* Begin Dataset content *

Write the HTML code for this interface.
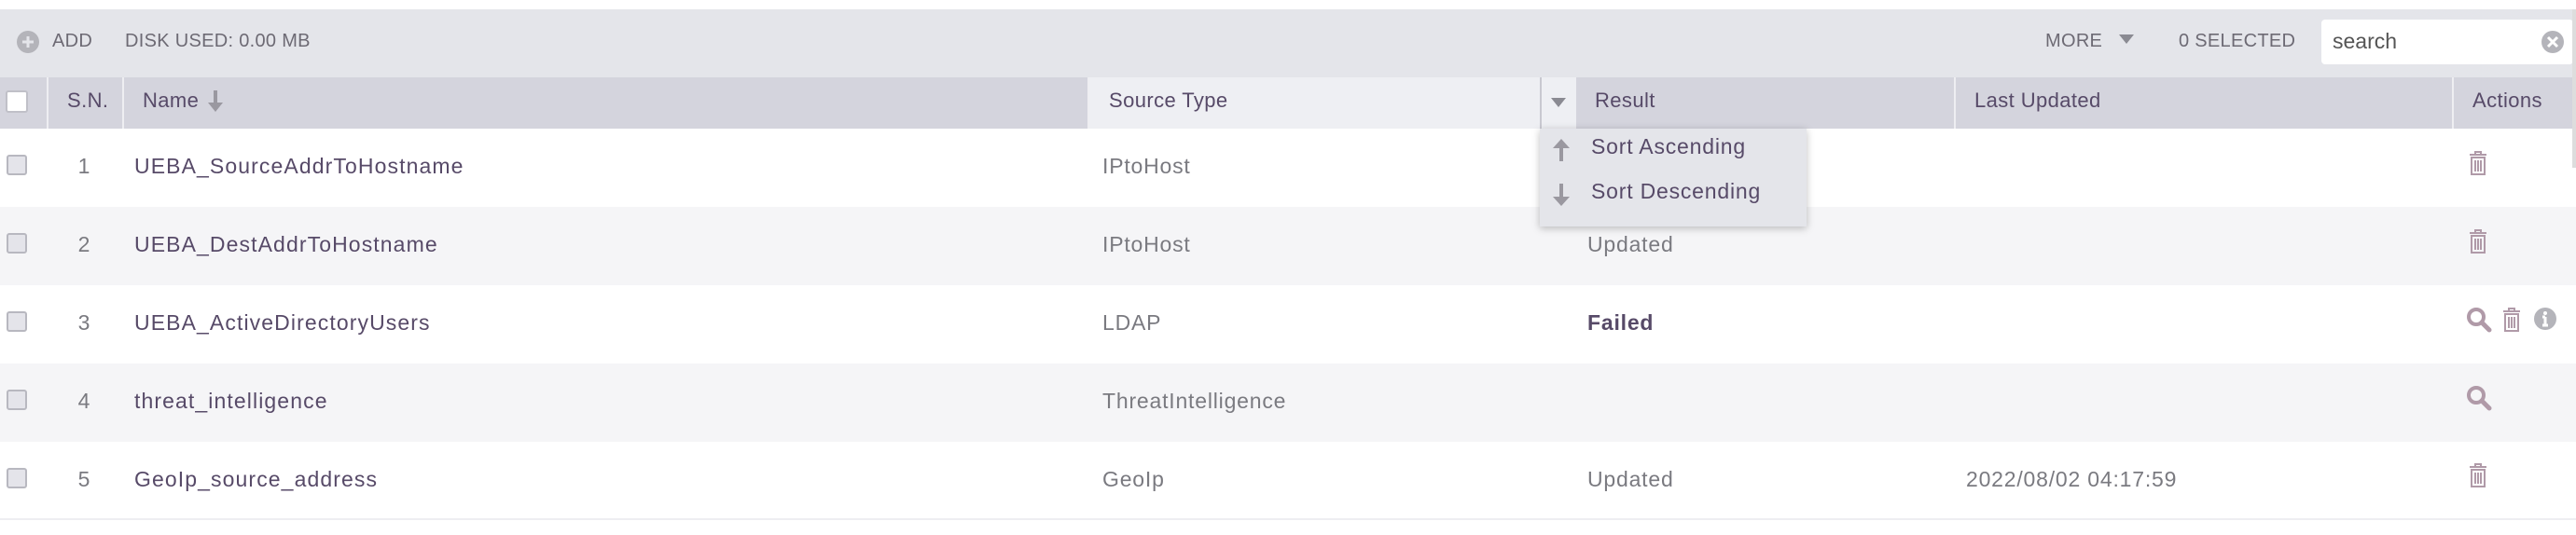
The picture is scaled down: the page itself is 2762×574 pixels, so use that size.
<!DOCTYPE html>
<html><head><meta charset="utf-8"><style>
*{box-sizing:border-box;margin:0;padding:0}
body{width:2762px;height:574px;background:#fff;font-family:"Liberation Sans",sans-serif;position:relative;overflow:hidden;color:#574a68}
.abs{position:absolute}
.tb{left:0;top:10px;width:2762px;height:73px;background:#e4e5ea}
.tbt{font-size:20px;color:#6d6a74;top:33px;letter-spacing:0.3px}
.hd{left:0;top:83px;width:2762px;height:55px;background:#d4d4dd}
.ht{font-size:22px;top:95px;color:#574a68;letter-spacing:0.4px}
.sep{top:83px;width:2px;height:55px;background:#eeeef2}
.row{left:0;width:2762px;height:84px}
.cb{width:22px;height:22px;border:2px solid #b8b8c0;border-radius:3px;background:#e4e4ea;left:7px}
.sn{font-size:23px;color:#7a7a80;width:30px;text-align:center;left:75px}
.nm{font-size:23px;left:144px;color:#574a68;letter-spacing:1.1px}
.st{font-size:23px;left:1182px;color:#7a7a80;letter-spacing:0.8px}
.rs{font-size:23px;left:1702px;color:#7a7a80;letter-spacing:0.8px}
.lu{font-size:23px;left:2108px;color:#7a7a80;letter-spacing:0.8px}
</style></head><body>
<div class="abs tb"></div>
<svg class="abs" style="left:17px;top:32px" width="26" height="26" viewBox="0 0 26 26"><circle cx="13" cy="13" r="12" fill="#b4b4ba"/><path d="M13 7v12M7 13h12" stroke="#e4e5ea" stroke-width="3"/></svg>
<div class="abs tbt" style="left:56px">ADD</div>
<div class="abs tbt" style="left:134px">DISK USED: 0.00 MB</div>
<div class="abs tbt" style="left:2193px">MORE</div>
<svg class="abs" style="left:2272px;top:36px" width="16" height="12"><path d="M0 1h16L8 11z" fill="#8a8a92"/></svg>
<div class="abs tbt" style="left:2336px">0 SELECTED</div>
<div class="abs" style="left:2489px;top:21px;width:270px;height:48px;background:#fff;border-radius:4px"></div>
<div class="abs" style="left:2501px;top:31px;font-size:23px;color:#555">search</div>
<svg class="abs" style="left:2724px;top:32px" width="26" height="26"><circle cx="13" cy="13" r="12" fill="#b4b4ba"/><path d="M8 8l10 10M18 8L8 18" stroke="#fff" stroke-width="3"/></svg>

<div class="abs hd"></div>
<div class="abs" style="left:1168px;top:83px;width:522px;height:55px;background:#eeeff3"></div>
<div class="abs sep" style="left:50px"></div>
<div class="abs sep" style="left:131px"></div>
<div class="abs sep" style="left:1166px"></div>
<div class="abs" style="left:1651px;top:83px;width:2px;height:55px;background:#c8c8d0"></div>
<div class="abs sep" style="left:2095px"></div>
<div class="abs sep" style="left:2629px"></div>
<div class="abs" style="left:6px;top:97px;width:24px;height:24px;background:#fff;border:2px solid #c0c0c8;border-radius:3px"></div>
<div class="abs ht" style="left:72px">S.N.</div>
<div class="abs ht" style="left:153px">Name</div>
<svg class="abs" style="left:222px;top:95px" width="18" height="26"><path d="M9 2v16" stroke="#9a98a0" stroke-width="4"/><path d="M1 15h16L9 25z" fill="#9a98a0"/></svg>
<div class="abs ht" style="left:1189px">Source Type</div>
<svg class="abs" style="left:1663px;top:104px" width="16" height="12"><path d="M0 1h16L8 11z" fill="#8a8a92"/></svg>
<div class="abs ht" style="left:1710px">Result</div>
<div class="abs ht" style="left:2117px">Last Updated</div>
<div class="abs ht" style="left:2651px">Actions</div>

<div class="abs row" style="top:138px;background:#fff"></div>
<div class="abs row" style="top:222px;background:#f5f5f7"></div>
<div class="abs row" style="top:306px;background:#fff"></div>
<div class="abs row" style="top:390px;background:#f5f5f7"></div>
<div class="abs row" style="top:474px;background:#fff"></div>
<div class="abs" style="left:0;top:556px;width:2762px;height:2px;background:#eeeef2"></div>

<div class="abs cb" style="top:166px"></div><div class="abs sn" style="top:165px">1</div><div class="abs nm" style="top:165px">UEBA_SourceAddrToHostname</div><div class="abs st" style="top:165px">IPtoHost</div>
<div class="abs cb" style="top:250px"></div><div class="abs sn" style="top:249px">2</div><div class="abs nm" style="top:249px">UEBA_DestAddrToHostname</div><div class="abs st" style="top:249px">IPtoHost</div><div class="abs rs" style="top:249px">Updated</div>
<div class="abs cb" style="top:334px"></div><div class="abs sn" style="top:333px">3</div><div class="abs nm" style="top:333px">UEBA_ActiveDirectoryUsers</div><div class="abs st" style="top:333px">LDAP</div><div class="abs rs" style="top:333px;font-weight:bold;color:#574a68">Failed</div>
<div class="abs cb" style="top:418px"></div><div class="abs sn" style="top:417px">4</div><div class="abs nm" style="top:417px">threat_intelligence</div><div class="abs st" style="top:417px">ThreatIntelligence</div>
<div class="abs cb" style="top:502px"></div><div class="abs sn" style="top:501px">5</div><div class="abs nm" style="top:501px">GeoIp_source_address</div><div class="abs st" style="top:501px">GeoIp</div><div class="abs rs" style="top:501px">Updated</div><div class="abs lu" style="top:501px">2022/08/02 04:17:59</div>

<svg width="0" height="0" style="position:absolute"><defs>
<symbol id="tr" viewBox="0 0 22 28"><path d="M8 4V2h6v2M2 5h18M4 8h14v18H4zM8 11v12M11 11v12M14 11v12" fill="none" stroke="#b09aa8" stroke-width="2"/></symbol>
<symbol id="mg" viewBox="0 0 28 28"><circle cx="11" cy="11" r="8" fill="none" stroke="#b09aa8" stroke-width="4"/><path d="M17 17l8 8" stroke="#b09aa8" stroke-width="5" stroke-linecap="round"/></symbol>
</defs></svg>
<svg class="abs" style="left:2646px;top:161px" width="22" height="28"><use href="#tr"/></svg>
<svg class="abs" style="left:2646px;top:245px" width="22" height="28"><use href="#tr"/></svg>
<svg class="abs" style="left:2644px;top:329px" width="28" height="28"><use href="#mg"/></svg>
<svg class="abs" style="left:2682px;top:329px" width="22" height="28"><use href="#tr"/></svg>
<svg class="abs" style="left:2716px;top:329px" width="26" height="26"><circle cx="13" cy="13" r="12" fill="#b4b4ba"/><path d="M13 11v9M10 11h3M10 20h6" stroke="#fff" stroke-width="3"/><circle cx="13" cy="7" r="2" fill="#fff"/></svg>
<svg class="abs" style="left:2644px;top:413px" width="28" height="28"><use href="#mg"/></svg>
<svg class="abs" style="left:2646px;top:496px" width="22" height="28"><use href="#tr"/></svg>

<div class="abs" style="left:1651px;top:138px;width:286px;height:105px;background:#e4e5ea;box-shadow:0 2px 8px rgba(0,0,0,.25)"></div>
<svg class="abs" style="left:1664px;top:147px" width="20" height="28"><path d="M10 26V8" stroke="#9a98a0" stroke-width="4"/><path d="M1 12h18L10 2z" fill="#9a98a0"/></svg>
<div class="abs" style="left:1706px;top:144px;font-size:23px;color:#574a68;letter-spacing:0.8px">Sort Ascending</div>
<svg class="abs" style="left:1664px;top:195px" width="20" height="28"><path d="M10 2v18" stroke="#9a98a0" stroke-width="4"/><path d="M1 16h18L10 26z" fill="#9a98a0"/></svg>
<div class="abs" style="left:1706px;top:192px;font-size:23px;color:#574a68;letter-spacing:0.8px">Sort Descending</div>
<div class="abs" style="left:2758px;top:10px;width:4px;height:170px;background:#ddd"></div>
</body></html>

* End Dataset content *

▸ **Goal of the exercise**
Copy the data character for character, but drop all pictures from the copy.

▸ **Result for this task**
Write the HTML code for this interface.
The picture is scaled down: the page itself is 2762×574 pixels, so use that size.
<!DOCTYPE html>
<html><head><meta charset="utf-8"><style>
*{box-sizing:border-box;margin:0;padding:0}
body{width:2762px;height:574px;background:#fff;font-family:"Liberation Sans",sans-serif;position:relative;overflow:hidden;color:#574a68}
.abs{position:absolute}
.tb{left:0;top:10px;width:2762px;height:73px;background:#e4e5ea}
.tbt{font-size:20px;color:#6d6a74;top:33px;letter-spacing:0.3px}
.hd{left:0;top:83px;width:2762px;height:55px;background:#d4d4dd}
.ht{font-size:22px;top:95px;color:#574a68;letter-spacing:0.4px}
.sep{top:83px;width:2px;height:55px;background:#eeeef2}
.row{left:0;width:2762px;height:84px}
.cb{width:22px;height:22px;border:2px solid #b8b8c0;border-radius:3px;background:#e4e4ea;left:7px}
.sn{font-size:23px;color:#7a7a80;width:30px;text-align:center;left:75px}
.nm{font-size:23px;left:144px;color:#574a68;letter-spacing:1.1px}
.st{font-size:23px;left:1182px;color:#7a7a80;letter-spacing:0.8px}
.rs{font-size:23px;left:1702px;color:#7a7a80;letter-spacing:0.8px}
.lu{font-size:23px;left:2108px;color:#7a7a80;letter-spacing:0.8px}
</style></head><body>
<div class="abs tb"></div>
<svg class="abs" style="left:17px;top:32px" width="26" height="26" viewBox="0 0 26 26"><circle cx="13" cy="13" r="12" fill="#b4b4ba"/><path d="M13 7v12M7 13h12" stroke="#e4e5ea" stroke-width="3"/></svg>
<div class="abs tbt" style="left:56px">ADD</div>
<div class="abs tbt" style="left:134px">DISK USED: 0.00 MB</div>
<div class="abs tbt" style="left:2193px">MORE</div>
<svg class="abs" style="left:2272px;top:36px" width="16" height="12"><path d="M0 1h16L8 11z" fill="#8a8a92"/></svg>
<div class="abs tbt" style="left:2336px">0 SELECTED</div>
<div class="abs" style="left:2489px;top:21px;width:270px;height:48px;background:#fff;border-radius:4px"></div>
<div class="abs" style="left:2501px;top:31px;font-size:23px;color:#555">search</div>
<svg class="abs" style="left:2724px;top:32px" width="26" height="26"><circle cx="13" cy="13" r="12" fill="#b4b4ba"/><path d="M8 8l10 10M18 8L8 18" stroke="#fff" stroke-width="3"/></svg>

<div class="abs hd"></div>
<div class="abs" style="left:1168px;top:83px;width:522px;height:55px;background:#eeeff3"></div>
<div class="abs sep" style="left:50px"></div>
<div class="abs sep" style="left:131px"></div>
<div class="abs sep" style="left:1166px"></div>
<div class="abs" style="left:1651px;top:83px;width:2px;height:55px;background:#c8c8d0"></div>
<div class="abs sep" style="left:2095px"></div>
<div class="abs sep" style="left:2629px"></div>
<div class="abs" style="left:6px;top:97px;width:24px;height:24px;background:#fff;border:2px solid #c0c0c8;border-radius:3px"></div>
<div class="abs ht" style="left:72px">S.N.</div>
<div class="abs ht" style="left:153px">Name</div>
<svg class="abs" style="left:222px;top:95px" width="18" height="26"><path d="M9 2v16" stroke="#9a98a0" stroke-width="4"/><path d="M1 15h16L9 25z" fill="#9a98a0"/></svg>
<div class="abs ht" style="left:1189px">Source Type</div>
<svg class="abs" style="left:1663px;top:104px" width="16" height="12"><path d="M0 1h16L8 11z" fill="#8a8a92"/></svg>
<div class="abs ht" style="left:1710px">Result</div>
<div class="abs ht" style="left:2117px">Last Updated</div>
<div class="abs ht" style="left:2651px">Actions</div>

<div class="abs row" style="top:138px;background:#fff"></div>
<div class="abs row" style="top:222px;background:#f5f5f7"></div>
<div class="abs row" style="top:306px;background:#fff"></div>
<div class="abs row" style="top:390px;background:#f5f5f7"></div>
<div class="abs row" style="top:474px;background:#fff"></div>
<div class="abs" style="left:0;top:556px;width:2762px;height:2px;background:#eeeef2"></div>

<div class="abs cb" style="top:166px"></div><div class="abs sn" style="top:165px">1</div><div class="abs nm" style="top:165px">UEBA_SourceAddrToHostname</div><div class="abs st" style="top:165px">IPtoHost</div>
<div class="abs cb" style="top:250px"></div><div class="abs sn" style="top:249px">2</div><div class="abs nm" style="top:249px">UEBA_DestAddrToHostname</div><div class="abs st" style="top:249px">IPtoHost</div><div class="abs rs" style="top:249px">Updated</div>
<div class="abs cb" style="top:334px"></div><div class="abs sn" style="top:333px">3</div><div class="abs nm" style="top:333px">UEBA_ActiveDirectoryUsers</div><div class="abs st" style="top:333px">LDAP</div><div class="abs rs" style="top:333px;font-weight:bold;color:#574a68">Failed</div>
<div class="abs cb" style="top:418px"></div><div class="abs sn" style="top:417px">4</div><div class="abs nm" style="top:417px">threat_intelligence</div><div class="abs st" style="top:417px">ThreatIntelligence</div>
<div class="abs cb" style="top:502px"></div><div class="abs sn" style="top:501px">5</div><div class="abs nm" style="top:501px">GeoIp_source_address</div><div class="abs st" style="top:501px">GeoIp</div><div class="abs rs" style="top:501px">Updated</div><div class="abs lu" style="top:501px">2022/08/02 04:17:59</div>

<svg width="0" height="0" style="position:absolute"><defs>
<symbol id="tr" viewBox="0 0 22 28"><path d="M8 4V2h6v2M2 5h18M4 8h14v18H4zM8 11v12M11 11v12M14 11v12" fill="none" stroke="#b09aa8" stroke-width="2"/></symbol>
<symbol id="mg" viewBox="0 0 28 28"><circle cx="11" cy="11" r="8" fill="none" stroke="#b09aa8" stroke-width="4"/><path d="M17 17l8 8" stroke="#b09aa8" stroke-width="5" stroke-linecap="round"/></symbol>
</defs></svg>
<svg class="abs" style="left:2646px;top:161px" width="22" height="28"><use href="#tr"/></svg>
<svg class="abs" style="left:2646px;top:245px" width="22" height="28"><use href="#tr"/></svg>
<svg class="abs" style="left:2644px;top:329px" width="28" height="28"><use href="#mg"/></svg>
<svg class="abs" style="left:2682px;top:329px" width="22" height="28"><use href="#tr"/></svg>
<svg class="abs" style="left:2716px;top:329px" width="26" height="26"><circle cx="13" cy="13" r="12" fill="#b4b4ba"/><path d="M13 11v9M10 11h3M10 20h6" stroke="#fff" stroke-width="3"/><circle cx="13" cy="7" r="2" fill="#fff"/></svg>
<svg class="abs" style="left:2644px;top:413px" width="28" height="28"><use href="#mg"/></svg>
<svg class="abs" style="left:2646px;top:496px" width="22" height="28"><use href="#tr"/></svg>

<div class="abs" style="left:1651px;top:138px;width:286px;height:105px;background:#e4e5ea;box-shadow:0 2px 8px rgba(0,0,0,.25)"></div>
<svg class="abs" style="left:1664px;top:147px" width="20" height="28"><path d="M10 26V8" stroke="#9a98a0" stroke-width="4"/><path d="M1 12h18L10 2z" fill="#9a98a0"/></svg>
<div class="abs" style="left:1706px;top:144px;font-size:23px;color:#574a68;letter-spacing:0.8px">Sort Ascending</div>
<svg class="abs" style="left:1664px;top:195px" width="20" height="28"><path d="M10 2v18" stroke="#9a98a0" stroke-width="4"/><path d="M1 16h18L10 26z" fill="#9a98a0"/></svg>
<div class="abs" style="left:1706px;top:192px;font-size:23px;color:#574a68;letter-spacing:0.8px">Sort Descending</div>
<div class="abs" style="left:2758px;top:10px;width:4px;height:170px;background:#ddd"></div>
</body></html>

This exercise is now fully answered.